-- Start --
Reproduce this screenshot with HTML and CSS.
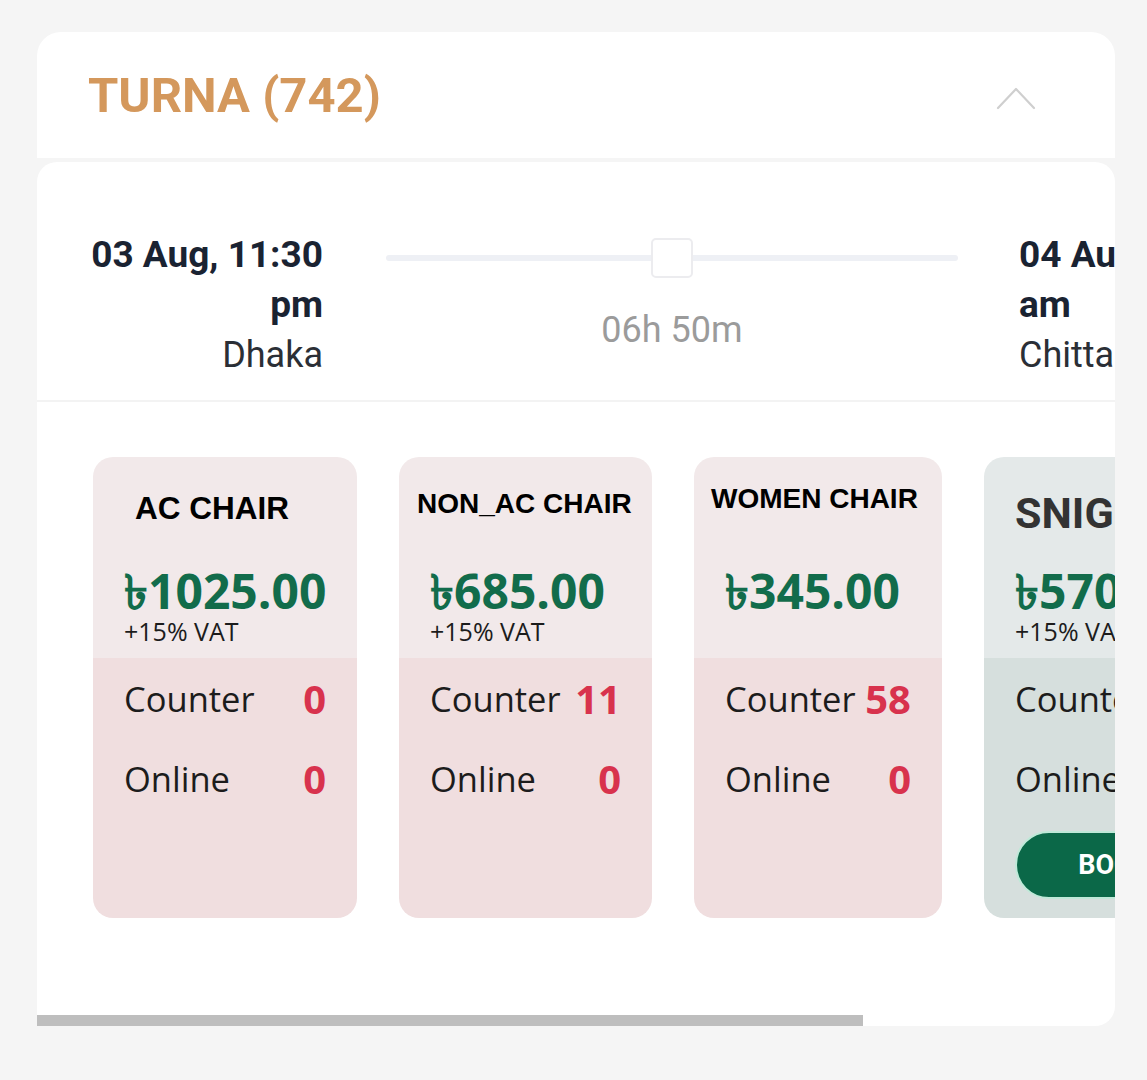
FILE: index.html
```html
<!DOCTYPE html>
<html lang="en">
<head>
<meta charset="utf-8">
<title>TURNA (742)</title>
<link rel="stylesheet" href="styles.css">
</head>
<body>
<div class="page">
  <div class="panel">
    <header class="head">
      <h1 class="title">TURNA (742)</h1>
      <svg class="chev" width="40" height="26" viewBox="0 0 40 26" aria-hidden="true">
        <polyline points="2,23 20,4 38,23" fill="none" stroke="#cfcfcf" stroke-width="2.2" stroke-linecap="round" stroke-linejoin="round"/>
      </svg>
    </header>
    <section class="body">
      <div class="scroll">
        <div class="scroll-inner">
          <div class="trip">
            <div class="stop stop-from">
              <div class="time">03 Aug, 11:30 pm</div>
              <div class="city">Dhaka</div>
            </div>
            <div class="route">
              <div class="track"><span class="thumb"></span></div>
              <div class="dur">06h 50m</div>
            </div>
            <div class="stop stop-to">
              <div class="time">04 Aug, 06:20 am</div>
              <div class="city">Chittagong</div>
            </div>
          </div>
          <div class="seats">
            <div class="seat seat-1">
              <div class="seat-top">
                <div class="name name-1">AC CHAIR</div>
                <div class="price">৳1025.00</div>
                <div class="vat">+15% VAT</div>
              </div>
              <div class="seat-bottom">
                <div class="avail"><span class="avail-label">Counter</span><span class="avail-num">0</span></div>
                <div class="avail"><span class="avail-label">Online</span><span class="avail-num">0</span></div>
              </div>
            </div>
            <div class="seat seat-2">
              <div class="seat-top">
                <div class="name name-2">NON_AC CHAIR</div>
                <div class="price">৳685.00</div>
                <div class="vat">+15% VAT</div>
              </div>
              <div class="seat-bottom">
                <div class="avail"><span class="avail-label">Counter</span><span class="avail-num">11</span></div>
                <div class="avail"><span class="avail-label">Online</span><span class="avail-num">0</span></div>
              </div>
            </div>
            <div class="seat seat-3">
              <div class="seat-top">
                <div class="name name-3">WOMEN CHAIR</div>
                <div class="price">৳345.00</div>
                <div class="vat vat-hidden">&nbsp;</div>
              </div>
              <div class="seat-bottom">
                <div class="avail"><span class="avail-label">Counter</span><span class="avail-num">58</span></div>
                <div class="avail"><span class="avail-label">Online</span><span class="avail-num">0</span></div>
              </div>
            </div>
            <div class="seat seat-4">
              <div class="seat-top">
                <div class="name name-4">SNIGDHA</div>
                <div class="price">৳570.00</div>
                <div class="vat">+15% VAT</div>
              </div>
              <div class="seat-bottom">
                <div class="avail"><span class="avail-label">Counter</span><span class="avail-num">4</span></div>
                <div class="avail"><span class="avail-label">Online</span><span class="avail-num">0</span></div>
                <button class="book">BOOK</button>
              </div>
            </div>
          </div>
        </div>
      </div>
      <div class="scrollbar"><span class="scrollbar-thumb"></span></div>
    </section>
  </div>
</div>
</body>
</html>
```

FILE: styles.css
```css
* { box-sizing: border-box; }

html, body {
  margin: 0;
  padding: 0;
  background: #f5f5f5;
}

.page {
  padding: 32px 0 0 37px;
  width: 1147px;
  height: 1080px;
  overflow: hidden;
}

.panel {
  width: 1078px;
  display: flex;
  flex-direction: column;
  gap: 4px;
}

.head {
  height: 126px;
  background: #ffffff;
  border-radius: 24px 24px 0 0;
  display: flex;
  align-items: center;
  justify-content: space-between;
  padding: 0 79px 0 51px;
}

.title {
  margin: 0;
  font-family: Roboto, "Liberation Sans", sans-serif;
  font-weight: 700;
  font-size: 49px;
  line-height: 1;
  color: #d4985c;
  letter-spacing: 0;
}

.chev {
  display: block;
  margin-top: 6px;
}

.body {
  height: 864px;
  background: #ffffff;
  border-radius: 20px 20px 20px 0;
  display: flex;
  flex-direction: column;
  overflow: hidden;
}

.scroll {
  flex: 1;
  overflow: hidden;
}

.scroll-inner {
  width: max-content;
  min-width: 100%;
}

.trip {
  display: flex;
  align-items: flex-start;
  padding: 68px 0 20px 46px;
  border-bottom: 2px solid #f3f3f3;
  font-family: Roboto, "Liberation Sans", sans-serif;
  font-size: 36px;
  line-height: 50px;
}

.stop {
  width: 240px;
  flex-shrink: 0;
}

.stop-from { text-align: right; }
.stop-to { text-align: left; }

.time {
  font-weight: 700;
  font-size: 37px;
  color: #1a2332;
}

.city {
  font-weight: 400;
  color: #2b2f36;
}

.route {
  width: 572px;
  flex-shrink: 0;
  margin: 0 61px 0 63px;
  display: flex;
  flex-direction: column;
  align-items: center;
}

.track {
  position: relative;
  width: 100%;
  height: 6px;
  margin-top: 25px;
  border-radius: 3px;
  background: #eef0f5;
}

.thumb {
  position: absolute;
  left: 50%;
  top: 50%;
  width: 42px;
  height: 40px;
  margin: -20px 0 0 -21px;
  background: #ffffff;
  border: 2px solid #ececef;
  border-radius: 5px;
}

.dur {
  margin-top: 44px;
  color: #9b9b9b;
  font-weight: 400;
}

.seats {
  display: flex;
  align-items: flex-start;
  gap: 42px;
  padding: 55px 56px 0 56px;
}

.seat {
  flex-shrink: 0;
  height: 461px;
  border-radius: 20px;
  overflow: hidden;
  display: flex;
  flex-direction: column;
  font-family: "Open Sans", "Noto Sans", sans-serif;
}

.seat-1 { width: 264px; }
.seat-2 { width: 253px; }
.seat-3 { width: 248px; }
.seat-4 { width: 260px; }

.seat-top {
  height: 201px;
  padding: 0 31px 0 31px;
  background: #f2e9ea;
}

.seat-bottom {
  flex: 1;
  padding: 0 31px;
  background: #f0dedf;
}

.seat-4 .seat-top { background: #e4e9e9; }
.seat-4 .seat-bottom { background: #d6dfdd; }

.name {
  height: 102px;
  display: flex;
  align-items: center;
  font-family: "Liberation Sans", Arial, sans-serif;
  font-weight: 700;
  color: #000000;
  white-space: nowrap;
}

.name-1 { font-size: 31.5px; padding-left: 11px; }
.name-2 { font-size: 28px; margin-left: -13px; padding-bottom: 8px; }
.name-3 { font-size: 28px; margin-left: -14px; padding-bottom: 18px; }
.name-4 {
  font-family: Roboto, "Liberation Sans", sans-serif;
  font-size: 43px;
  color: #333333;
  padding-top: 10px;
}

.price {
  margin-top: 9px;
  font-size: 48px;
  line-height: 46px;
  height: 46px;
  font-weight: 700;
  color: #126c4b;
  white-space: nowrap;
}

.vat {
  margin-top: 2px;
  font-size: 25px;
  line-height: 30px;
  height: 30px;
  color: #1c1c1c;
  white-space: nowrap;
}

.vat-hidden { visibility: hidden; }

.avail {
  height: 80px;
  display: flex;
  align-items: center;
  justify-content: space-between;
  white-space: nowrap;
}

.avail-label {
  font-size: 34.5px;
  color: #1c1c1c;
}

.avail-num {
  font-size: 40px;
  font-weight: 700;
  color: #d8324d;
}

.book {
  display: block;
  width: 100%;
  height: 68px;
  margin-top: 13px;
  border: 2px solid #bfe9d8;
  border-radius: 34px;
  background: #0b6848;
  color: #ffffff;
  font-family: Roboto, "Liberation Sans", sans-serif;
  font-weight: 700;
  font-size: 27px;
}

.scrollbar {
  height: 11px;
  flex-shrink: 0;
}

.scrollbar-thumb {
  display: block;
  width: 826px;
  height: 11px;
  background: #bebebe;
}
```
-- End --
-- Start --
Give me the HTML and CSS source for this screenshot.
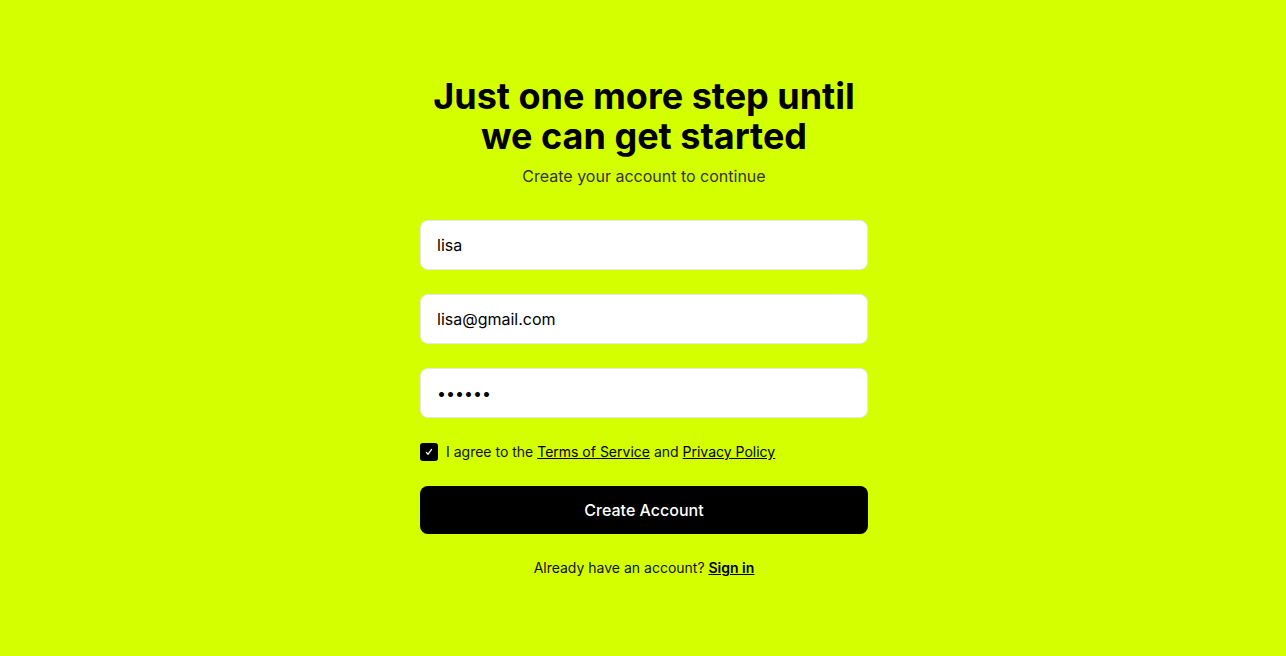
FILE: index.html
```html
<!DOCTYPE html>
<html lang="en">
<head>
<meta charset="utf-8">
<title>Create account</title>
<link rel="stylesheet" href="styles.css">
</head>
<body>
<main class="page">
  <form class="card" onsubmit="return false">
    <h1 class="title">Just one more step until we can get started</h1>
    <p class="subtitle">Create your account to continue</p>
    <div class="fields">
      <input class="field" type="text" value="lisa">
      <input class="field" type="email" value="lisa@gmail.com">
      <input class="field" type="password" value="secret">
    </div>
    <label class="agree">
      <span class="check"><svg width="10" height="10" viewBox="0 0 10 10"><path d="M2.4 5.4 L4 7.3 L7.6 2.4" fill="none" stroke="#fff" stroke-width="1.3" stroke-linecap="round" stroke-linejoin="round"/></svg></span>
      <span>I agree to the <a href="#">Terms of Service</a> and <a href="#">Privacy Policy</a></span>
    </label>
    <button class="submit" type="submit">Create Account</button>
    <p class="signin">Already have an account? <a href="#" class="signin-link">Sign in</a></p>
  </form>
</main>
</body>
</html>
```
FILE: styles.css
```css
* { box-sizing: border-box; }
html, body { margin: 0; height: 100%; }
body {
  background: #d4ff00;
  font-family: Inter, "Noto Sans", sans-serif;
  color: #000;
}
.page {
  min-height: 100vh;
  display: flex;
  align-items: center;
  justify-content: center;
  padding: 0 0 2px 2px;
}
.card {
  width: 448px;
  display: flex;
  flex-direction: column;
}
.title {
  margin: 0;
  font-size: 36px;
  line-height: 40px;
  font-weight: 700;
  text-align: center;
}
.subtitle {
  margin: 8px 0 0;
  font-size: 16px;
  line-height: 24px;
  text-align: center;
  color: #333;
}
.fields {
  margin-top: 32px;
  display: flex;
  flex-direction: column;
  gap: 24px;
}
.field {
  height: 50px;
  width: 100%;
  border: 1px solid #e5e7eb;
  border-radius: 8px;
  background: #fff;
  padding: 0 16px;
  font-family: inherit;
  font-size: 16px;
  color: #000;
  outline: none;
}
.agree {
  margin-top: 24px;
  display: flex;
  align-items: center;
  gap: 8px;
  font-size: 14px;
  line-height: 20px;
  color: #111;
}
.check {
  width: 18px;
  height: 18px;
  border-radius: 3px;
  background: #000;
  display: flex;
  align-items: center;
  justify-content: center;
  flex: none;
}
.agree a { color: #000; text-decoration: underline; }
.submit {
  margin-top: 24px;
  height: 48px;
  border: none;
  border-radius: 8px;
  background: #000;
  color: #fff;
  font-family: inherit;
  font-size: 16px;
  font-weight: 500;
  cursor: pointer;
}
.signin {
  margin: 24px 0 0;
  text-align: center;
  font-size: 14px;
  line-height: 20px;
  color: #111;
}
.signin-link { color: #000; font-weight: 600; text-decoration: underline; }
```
-- End --
-- Start --
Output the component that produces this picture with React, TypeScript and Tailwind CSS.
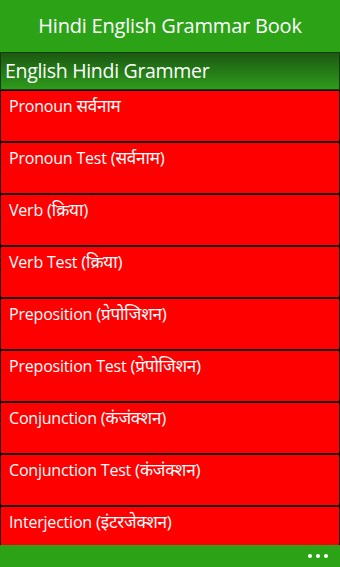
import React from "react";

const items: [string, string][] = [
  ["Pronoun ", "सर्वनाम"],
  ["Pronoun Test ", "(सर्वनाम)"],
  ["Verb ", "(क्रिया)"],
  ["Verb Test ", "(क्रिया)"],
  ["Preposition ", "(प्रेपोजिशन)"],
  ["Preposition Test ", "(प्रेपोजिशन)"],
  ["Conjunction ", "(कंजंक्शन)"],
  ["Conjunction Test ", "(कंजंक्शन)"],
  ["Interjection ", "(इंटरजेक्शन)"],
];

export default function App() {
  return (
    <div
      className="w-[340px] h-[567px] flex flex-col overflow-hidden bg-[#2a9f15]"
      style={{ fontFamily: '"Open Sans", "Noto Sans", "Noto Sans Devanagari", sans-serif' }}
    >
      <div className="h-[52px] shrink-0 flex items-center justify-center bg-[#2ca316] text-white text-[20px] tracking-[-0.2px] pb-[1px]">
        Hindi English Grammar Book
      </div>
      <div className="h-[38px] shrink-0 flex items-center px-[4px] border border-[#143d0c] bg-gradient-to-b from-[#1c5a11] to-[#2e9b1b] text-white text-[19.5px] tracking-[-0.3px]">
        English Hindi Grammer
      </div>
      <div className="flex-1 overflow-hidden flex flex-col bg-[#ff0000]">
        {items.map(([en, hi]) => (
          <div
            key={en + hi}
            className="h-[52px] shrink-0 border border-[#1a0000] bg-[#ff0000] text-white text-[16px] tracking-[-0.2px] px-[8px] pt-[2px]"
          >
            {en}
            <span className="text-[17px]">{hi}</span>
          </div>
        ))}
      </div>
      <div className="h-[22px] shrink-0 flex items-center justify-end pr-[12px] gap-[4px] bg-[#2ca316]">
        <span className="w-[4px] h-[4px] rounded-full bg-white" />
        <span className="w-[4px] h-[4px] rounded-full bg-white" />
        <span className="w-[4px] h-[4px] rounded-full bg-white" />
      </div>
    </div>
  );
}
-- End --
■ **TASK STATEMENT**
From the records above, transcribe exactly the lines starting at the one containing "Output the component" and ending at the one containing "import React from". Skip the pictures.

■ **TASK OUTPUT**
Output the component that produces this picture with React, TypeScript and Tailwind CSS.
import React from "react";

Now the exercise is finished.